Perhaps we should do an information exchange of sorts if at eh? If you got any links or any other interesting "e-mailables" (word files etc), i would be keen to have them. Also it would be cool if we could temporarily trade books by mail but unless you happen to live sorta close the postage would probably make this not worthwhile. So this is prob. not an option but when you said you were and info junkie i got this vision of loads of sustainable books that i would love to browse through.

Do you own of copy of the EB "Comfort in any climate" book by the way?
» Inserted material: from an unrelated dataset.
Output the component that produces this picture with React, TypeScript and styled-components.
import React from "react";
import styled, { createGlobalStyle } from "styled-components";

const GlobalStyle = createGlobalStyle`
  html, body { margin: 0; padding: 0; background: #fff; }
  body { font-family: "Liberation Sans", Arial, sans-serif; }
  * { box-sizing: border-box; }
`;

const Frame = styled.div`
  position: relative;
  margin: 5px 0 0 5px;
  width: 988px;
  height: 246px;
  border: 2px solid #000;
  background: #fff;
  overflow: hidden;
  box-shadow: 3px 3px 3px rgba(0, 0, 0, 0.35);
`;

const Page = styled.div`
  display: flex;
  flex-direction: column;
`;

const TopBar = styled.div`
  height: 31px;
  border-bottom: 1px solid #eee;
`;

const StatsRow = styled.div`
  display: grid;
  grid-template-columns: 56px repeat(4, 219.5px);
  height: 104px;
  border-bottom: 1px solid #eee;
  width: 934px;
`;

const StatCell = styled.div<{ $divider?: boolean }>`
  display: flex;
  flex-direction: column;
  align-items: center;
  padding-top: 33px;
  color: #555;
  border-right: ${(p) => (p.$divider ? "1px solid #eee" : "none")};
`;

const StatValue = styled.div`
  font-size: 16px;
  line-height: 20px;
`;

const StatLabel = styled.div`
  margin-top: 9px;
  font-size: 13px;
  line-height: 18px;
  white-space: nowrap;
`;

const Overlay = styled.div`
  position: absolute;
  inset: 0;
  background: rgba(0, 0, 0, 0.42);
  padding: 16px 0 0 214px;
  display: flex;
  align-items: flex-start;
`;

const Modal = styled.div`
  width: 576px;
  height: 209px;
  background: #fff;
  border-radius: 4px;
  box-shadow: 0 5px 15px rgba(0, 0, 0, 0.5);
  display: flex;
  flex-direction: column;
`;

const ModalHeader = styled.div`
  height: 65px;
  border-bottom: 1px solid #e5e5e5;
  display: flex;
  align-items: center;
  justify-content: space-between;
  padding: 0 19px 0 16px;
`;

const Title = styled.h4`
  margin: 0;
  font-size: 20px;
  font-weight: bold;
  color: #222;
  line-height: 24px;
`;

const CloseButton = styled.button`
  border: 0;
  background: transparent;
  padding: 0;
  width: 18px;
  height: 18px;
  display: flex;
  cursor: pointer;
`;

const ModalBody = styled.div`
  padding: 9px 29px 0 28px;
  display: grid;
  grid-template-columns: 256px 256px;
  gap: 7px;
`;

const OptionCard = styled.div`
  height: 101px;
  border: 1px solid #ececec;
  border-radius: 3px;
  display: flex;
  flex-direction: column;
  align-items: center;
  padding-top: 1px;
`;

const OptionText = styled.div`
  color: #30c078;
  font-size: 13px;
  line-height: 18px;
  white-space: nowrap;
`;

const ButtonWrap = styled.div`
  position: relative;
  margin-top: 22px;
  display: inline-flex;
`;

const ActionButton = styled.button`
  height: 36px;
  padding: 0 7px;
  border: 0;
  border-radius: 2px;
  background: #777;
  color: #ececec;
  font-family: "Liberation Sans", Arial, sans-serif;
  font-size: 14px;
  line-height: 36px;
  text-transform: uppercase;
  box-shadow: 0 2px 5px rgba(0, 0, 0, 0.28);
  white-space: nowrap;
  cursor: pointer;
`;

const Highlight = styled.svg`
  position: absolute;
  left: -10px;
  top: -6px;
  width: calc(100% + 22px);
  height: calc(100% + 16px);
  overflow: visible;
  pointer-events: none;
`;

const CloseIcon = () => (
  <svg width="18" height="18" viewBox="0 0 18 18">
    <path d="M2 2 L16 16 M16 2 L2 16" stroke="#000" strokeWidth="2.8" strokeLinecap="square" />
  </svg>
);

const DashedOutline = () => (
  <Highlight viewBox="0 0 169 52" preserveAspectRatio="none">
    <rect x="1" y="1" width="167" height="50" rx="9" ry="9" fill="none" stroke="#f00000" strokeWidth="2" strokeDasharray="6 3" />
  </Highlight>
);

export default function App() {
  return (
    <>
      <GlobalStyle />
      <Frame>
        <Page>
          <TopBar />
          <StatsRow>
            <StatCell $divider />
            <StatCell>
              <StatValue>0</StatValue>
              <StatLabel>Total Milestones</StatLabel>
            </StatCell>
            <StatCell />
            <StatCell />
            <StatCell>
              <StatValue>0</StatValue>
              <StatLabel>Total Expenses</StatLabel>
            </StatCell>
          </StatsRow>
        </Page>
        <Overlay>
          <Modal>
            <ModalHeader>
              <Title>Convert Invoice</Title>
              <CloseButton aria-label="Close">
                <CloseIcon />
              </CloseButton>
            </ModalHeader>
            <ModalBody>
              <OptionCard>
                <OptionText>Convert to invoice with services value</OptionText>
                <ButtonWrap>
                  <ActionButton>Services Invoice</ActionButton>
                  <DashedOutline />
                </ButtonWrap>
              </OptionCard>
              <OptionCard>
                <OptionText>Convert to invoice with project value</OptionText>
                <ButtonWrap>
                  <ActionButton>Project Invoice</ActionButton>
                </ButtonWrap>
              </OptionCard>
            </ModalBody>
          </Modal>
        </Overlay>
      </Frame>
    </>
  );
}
As for links, i don't have tons of great ones anymore but for you (and others) here are some i liked a lot:

Perhaps the above links don't have as much useful/practical info as my previous ones. But i personally think they are all truly worthwhile all the same. No description from me this time. Perhaps you can post a description of them after you check them, Mystic. That description might then be an extra inspiration and source of info for others who find the links in this thread.



Sorry about my terrible spelling and grammar in my previous post. I did write it in the small hours of morning.

As for the thermal mass issue you raised mystic, i think that Oehler's houses have plenty of mass for most climes. I think this because basically all the walls, the roof covering and the floor as well in Oehler's houses are solid earth (which admittedly has not been rammed/compacted). Only the walls have a small layer of wood covering them, which actually lends them insulation.

If it turned out that thermal mass was somehow insufficient one could always use the old trick of water-filled barrels painted black. Conceivably one could also first build a house according to Oehler's system and if mass did turn out to be a problem later one could build a single -non-load bearing?- tire wall wherever there was the most direct (winter)sun in the house.

However i am not sure if that would be better than the barrel solution since i have heard many times that water has the best thermal capacities (better than earth or rock) of any naturally occurring material. If one didn't like the look of barrels there are of course many simple solutions to this problem.

Or if there was really a need for it one could add a hyper-efficient wood heater such as a Finn-oven, Bekkasinen or Jotul heater. These heaters are also so efficient/burn at such high temperatures that they are quite 'green' and have other benefits such as cooking (means you need less solar power because you won't be using an electric range) atmosphere, heating up water.

Either of the above solutions would be much less work than building all the load-bearing walls from earth-rammed tires.